Please give back word for word the lines below, from the first one through the one with "const selectedPorts: Port[]".

| Source material |
━━━━
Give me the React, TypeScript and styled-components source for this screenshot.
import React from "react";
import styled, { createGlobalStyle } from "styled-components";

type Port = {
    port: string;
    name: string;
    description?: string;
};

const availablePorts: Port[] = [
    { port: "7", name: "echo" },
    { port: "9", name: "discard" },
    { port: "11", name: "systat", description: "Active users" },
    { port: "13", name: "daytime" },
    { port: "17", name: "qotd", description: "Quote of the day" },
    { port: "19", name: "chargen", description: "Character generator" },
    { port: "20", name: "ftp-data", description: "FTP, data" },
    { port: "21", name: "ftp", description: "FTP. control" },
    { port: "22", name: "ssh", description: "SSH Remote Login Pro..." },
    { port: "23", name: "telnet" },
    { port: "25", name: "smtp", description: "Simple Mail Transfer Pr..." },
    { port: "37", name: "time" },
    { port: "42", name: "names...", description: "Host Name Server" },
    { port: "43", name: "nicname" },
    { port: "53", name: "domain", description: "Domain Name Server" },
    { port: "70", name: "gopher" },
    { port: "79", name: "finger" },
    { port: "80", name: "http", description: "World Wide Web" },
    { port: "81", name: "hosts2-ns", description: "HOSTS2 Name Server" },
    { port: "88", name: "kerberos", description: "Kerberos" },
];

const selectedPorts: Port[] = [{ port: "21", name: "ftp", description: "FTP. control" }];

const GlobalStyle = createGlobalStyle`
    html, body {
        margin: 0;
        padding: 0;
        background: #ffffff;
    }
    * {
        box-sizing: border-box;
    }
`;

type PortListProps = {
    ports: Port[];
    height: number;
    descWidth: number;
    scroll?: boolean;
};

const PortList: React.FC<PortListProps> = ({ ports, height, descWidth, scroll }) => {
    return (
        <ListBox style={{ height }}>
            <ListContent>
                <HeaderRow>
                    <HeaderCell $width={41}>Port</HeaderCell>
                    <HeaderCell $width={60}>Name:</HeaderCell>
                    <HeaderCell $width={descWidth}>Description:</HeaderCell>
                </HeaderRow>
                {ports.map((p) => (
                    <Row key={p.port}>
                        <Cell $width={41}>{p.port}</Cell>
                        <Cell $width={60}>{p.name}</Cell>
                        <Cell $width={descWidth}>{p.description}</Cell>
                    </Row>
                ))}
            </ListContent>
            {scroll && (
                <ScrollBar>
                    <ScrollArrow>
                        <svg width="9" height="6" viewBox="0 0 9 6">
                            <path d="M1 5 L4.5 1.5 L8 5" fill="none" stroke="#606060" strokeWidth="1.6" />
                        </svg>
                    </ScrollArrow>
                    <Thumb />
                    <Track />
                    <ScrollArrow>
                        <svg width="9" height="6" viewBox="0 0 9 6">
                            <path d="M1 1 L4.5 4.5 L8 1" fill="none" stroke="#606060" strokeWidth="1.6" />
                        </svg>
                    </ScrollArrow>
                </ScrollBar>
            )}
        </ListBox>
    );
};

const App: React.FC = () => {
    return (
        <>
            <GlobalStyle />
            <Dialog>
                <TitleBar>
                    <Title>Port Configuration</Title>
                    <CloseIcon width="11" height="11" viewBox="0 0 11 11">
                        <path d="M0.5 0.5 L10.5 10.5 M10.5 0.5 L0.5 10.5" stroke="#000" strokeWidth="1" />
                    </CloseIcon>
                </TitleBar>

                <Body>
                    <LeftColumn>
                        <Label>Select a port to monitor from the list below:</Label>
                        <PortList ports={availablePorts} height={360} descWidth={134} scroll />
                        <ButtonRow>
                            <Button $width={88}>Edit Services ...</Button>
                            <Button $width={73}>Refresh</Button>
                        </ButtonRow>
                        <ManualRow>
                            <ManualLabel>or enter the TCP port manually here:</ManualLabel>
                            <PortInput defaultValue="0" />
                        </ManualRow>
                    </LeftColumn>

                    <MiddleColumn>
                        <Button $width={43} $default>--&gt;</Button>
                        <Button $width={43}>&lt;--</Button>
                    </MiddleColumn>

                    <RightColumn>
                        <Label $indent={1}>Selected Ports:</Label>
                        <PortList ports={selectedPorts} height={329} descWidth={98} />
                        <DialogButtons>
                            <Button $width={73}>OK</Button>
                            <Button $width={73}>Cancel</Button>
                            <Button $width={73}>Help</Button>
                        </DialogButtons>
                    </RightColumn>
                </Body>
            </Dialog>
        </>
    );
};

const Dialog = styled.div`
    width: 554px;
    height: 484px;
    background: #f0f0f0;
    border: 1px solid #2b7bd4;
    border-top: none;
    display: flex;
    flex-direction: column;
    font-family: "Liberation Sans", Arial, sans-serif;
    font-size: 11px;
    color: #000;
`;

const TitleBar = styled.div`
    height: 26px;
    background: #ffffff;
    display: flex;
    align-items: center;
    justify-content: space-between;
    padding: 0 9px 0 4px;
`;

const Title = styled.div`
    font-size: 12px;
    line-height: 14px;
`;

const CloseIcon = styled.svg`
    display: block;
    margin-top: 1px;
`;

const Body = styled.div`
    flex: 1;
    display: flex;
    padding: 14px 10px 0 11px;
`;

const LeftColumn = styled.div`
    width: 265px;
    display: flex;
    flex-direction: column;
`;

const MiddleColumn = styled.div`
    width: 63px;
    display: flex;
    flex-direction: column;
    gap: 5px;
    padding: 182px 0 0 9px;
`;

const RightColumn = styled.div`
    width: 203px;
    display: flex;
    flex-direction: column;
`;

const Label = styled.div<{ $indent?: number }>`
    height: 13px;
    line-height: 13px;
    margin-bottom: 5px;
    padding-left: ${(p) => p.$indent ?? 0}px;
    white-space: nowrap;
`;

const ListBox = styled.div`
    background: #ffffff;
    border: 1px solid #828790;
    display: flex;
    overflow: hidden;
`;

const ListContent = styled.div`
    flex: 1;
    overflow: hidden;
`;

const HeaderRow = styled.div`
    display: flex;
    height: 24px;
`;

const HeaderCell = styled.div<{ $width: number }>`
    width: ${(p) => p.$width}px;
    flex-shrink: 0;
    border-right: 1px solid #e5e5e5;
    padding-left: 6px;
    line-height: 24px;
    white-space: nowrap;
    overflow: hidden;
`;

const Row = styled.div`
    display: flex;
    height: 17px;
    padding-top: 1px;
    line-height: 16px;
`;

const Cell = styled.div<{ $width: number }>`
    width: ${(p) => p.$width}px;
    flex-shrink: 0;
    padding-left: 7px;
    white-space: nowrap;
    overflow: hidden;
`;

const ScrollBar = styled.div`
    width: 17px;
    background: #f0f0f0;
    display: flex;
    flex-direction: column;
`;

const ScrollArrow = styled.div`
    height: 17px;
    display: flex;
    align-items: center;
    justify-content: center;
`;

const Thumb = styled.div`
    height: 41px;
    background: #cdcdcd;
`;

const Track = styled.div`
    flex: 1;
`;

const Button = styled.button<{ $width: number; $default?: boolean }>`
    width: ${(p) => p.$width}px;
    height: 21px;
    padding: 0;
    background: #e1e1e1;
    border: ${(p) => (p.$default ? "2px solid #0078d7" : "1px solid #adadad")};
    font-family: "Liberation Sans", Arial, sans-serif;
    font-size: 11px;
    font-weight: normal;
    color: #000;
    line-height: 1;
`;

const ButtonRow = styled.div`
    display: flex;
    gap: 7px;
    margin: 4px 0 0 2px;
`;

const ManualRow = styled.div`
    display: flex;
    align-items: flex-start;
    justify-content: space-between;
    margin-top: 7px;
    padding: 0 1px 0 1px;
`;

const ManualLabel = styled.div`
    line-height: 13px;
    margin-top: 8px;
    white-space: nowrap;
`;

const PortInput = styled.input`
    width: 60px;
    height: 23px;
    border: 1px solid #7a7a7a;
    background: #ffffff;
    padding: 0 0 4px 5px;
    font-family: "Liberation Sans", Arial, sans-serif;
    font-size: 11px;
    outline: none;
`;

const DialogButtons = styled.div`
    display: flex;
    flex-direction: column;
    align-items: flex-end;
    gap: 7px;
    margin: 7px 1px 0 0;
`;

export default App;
━━━━
| Right answer |
Give me the React, TypeScript and styled-components source for this screenshot.
import React from "react";
import styled, { createGlobalStyle } from "styled-components";

type Port = {
    port: string;
    name: string;
    description?: string;
};

const availablePorts: Port[] = [
    { port: "7", name: "echo" },
    { port: "9", name: "discard" },
    { port: "11", name: "systat", description: "Active users" },
    { port: "13", name: "daytime" },
    { port: "17", name: "qotd", description: "Quote of the day" },
    { port: "19", name: "chargen", description: "Character generator" },
    { port: "20", name: "ftp-data", description: "FTP, data" },
    { port: "21", name: "ftp", description: "FTP. control" },
    { port: "22", name: "ssh", description: "SSH Remote Login Pro..." },
    { port: "23", name: "telnet" },
    { port: "25", name: "smtp", description: "Simple Mail Transfer Pr..." },
    { port: "37", name: "time" },
    { port: "42", name: "names...", description: "Host Name Server" },
    { port: "43", name: "nicname" },
    { port: "53", name: "domain", description: "Domain Name Server" },
    { port: "70", name: "gopher" },
    { port: "79", name: "finger" },
    { port: "80", name: "http", description: "World Wide Web" },
    { port: "81", name: "hosts2-ns", description: "HOSTS2 Name Server" },
    { port: "88", name: "kerberos", description: "Kerberos" },
];

const selectedPorts: Port[] = [{ port: "21", name: "ftp", description: "FTP. control" }];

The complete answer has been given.